Savadogo points to what he calls a “war of influence” between the al Qaeda affiliate and the Islamic State group in the tri-border area. Unlike other attacks, the assailants at Solhan targeted both men and women, youth and adults.
“Perhaps this massacre of civilians is a manoeuvre by the Islamic State to discredit al Qaeda, which operates in the area,” he said.
Whatever the reason, civilians are being increasingly targeted in Burkina Faso. The siege at Solhan was preceded a few hours earlier by another raid on the village of Tadaryat, in which at least 14 people, including a civilian soldier, were killed.

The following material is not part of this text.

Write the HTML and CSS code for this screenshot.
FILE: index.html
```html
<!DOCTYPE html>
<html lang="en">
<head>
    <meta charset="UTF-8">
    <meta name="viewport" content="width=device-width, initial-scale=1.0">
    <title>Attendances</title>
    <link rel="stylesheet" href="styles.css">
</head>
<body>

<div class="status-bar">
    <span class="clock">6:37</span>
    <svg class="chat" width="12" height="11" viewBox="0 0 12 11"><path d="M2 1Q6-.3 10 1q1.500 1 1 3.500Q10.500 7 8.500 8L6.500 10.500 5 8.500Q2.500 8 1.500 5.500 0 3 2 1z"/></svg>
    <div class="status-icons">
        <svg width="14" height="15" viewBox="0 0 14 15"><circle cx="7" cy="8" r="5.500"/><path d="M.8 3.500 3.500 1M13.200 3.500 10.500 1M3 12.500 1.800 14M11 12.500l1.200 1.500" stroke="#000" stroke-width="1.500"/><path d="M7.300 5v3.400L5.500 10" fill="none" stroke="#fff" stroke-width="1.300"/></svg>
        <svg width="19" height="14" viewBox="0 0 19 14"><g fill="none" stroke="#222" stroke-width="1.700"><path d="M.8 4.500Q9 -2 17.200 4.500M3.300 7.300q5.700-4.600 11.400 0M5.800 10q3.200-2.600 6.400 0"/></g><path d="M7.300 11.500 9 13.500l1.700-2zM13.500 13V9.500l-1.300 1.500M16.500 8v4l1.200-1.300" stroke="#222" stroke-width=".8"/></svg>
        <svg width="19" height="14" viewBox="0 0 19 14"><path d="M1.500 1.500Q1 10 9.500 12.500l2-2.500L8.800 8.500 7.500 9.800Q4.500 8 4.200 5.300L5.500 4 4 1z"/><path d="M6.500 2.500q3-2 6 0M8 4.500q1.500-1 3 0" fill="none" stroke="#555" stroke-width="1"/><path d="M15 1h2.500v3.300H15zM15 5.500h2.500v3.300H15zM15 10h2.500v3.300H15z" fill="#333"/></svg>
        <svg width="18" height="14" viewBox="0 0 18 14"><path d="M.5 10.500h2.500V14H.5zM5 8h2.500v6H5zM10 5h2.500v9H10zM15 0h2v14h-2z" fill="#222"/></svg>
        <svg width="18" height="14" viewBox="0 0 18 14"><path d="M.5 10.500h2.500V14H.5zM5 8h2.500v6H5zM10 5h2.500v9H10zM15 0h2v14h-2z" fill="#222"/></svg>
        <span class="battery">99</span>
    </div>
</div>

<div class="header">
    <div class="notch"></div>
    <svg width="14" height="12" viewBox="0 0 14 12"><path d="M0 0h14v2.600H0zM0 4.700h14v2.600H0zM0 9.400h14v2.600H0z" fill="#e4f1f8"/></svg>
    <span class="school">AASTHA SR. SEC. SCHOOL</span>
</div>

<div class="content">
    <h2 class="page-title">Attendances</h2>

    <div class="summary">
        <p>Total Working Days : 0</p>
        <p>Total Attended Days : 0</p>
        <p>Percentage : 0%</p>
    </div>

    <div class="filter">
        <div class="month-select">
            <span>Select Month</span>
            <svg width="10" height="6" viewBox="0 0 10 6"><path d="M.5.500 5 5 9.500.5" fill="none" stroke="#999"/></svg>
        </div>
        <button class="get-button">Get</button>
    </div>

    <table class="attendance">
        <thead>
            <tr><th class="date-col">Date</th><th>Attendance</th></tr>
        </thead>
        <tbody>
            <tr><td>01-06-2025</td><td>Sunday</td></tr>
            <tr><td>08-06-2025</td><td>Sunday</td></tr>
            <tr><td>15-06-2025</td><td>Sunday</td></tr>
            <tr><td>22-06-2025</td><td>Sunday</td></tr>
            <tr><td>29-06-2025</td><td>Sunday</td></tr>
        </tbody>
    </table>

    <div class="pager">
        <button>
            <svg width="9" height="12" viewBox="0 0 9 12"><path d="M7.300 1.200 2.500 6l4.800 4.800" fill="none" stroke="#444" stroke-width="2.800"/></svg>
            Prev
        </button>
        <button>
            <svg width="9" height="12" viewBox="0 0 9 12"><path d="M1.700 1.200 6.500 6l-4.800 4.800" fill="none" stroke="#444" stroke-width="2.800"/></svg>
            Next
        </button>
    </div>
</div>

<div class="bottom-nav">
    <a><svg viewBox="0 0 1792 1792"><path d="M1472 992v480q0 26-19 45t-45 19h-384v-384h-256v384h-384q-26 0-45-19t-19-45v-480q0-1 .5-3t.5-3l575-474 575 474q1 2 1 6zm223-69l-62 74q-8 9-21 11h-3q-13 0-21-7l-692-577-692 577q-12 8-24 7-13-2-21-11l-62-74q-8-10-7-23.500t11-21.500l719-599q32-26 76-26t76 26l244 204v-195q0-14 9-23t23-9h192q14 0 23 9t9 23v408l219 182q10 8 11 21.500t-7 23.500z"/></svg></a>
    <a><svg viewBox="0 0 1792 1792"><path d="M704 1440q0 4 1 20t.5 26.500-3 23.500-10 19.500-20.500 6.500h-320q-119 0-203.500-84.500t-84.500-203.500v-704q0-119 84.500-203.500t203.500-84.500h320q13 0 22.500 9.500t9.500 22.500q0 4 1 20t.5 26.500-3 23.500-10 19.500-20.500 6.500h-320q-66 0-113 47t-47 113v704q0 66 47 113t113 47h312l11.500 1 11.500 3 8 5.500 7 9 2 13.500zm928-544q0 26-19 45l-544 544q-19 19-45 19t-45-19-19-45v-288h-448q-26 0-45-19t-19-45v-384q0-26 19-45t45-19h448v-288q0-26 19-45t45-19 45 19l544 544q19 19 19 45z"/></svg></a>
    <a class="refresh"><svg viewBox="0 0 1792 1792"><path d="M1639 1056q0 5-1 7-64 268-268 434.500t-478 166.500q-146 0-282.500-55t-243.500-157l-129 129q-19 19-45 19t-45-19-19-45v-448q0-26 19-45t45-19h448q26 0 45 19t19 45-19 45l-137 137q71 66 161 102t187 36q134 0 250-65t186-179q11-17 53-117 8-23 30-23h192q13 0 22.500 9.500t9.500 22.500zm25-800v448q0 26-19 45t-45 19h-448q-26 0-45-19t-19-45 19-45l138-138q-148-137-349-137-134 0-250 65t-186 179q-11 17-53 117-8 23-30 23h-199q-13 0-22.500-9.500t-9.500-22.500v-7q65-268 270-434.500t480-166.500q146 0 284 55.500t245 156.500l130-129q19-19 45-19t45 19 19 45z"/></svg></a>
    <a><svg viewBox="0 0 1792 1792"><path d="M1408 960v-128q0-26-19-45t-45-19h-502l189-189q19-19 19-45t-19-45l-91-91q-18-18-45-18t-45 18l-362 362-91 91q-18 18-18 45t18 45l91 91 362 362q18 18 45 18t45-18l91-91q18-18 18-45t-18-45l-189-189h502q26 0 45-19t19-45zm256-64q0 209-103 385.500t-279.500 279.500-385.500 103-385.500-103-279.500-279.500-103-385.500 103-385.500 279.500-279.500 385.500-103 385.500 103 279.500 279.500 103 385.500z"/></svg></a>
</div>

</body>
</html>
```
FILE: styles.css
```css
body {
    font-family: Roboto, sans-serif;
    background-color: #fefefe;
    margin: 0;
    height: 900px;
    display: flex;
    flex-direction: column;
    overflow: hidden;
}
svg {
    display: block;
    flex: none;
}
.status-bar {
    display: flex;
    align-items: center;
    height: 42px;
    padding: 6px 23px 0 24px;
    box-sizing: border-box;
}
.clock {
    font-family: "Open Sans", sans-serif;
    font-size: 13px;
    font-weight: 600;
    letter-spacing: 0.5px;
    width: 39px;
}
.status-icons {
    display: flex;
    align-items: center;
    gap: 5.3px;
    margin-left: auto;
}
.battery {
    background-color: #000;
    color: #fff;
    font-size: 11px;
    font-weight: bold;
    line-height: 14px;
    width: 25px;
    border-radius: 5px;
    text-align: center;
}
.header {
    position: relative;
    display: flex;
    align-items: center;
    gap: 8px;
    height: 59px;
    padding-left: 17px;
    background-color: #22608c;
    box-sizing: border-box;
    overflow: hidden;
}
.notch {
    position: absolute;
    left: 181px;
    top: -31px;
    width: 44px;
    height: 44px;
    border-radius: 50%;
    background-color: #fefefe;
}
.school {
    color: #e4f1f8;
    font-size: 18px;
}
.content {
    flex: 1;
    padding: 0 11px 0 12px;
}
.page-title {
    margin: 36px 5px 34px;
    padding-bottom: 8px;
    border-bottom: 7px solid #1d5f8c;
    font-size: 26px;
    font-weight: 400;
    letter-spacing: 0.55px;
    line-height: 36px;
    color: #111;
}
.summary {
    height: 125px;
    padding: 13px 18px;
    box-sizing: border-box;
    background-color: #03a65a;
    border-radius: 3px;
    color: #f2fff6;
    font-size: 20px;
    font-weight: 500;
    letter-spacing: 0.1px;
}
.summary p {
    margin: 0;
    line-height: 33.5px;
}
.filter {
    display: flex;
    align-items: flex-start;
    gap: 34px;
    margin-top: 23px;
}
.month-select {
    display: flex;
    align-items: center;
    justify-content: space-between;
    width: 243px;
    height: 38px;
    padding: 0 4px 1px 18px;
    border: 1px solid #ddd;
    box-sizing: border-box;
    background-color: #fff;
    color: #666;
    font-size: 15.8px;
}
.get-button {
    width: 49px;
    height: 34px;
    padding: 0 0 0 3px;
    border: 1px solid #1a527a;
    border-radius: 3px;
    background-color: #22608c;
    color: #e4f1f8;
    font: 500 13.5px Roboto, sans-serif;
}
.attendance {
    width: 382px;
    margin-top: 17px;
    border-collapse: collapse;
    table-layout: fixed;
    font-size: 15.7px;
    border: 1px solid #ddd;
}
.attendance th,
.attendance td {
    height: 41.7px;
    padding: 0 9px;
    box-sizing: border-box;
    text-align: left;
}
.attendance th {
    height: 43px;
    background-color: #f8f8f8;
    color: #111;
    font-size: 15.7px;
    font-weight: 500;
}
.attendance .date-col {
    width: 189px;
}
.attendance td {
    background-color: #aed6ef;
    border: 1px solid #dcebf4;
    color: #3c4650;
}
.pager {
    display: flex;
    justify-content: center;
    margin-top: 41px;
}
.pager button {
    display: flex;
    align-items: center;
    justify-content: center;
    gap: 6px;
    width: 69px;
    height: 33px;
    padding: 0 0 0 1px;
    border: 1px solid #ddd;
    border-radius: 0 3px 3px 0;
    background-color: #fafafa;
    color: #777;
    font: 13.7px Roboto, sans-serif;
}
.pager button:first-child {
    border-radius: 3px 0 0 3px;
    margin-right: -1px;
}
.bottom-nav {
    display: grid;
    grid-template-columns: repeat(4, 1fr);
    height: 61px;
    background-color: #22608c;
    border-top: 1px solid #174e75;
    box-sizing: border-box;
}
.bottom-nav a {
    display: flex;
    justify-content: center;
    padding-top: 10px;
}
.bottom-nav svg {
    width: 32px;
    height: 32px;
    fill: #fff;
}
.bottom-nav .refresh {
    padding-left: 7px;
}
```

A week earlier, four people – including two members of the VDP – were killed in two other attacks in the same area.
“From 2019 and 2020, after targeting symbols of the state, the jihadists started to attack civilians because some of them are armed and viewed as fighters,” said Savadogo.
Since 2015, jihadist violence has killed more than 1,400 people and displaced more than one million in Burkina Faso.
This article has been translated from the original in French.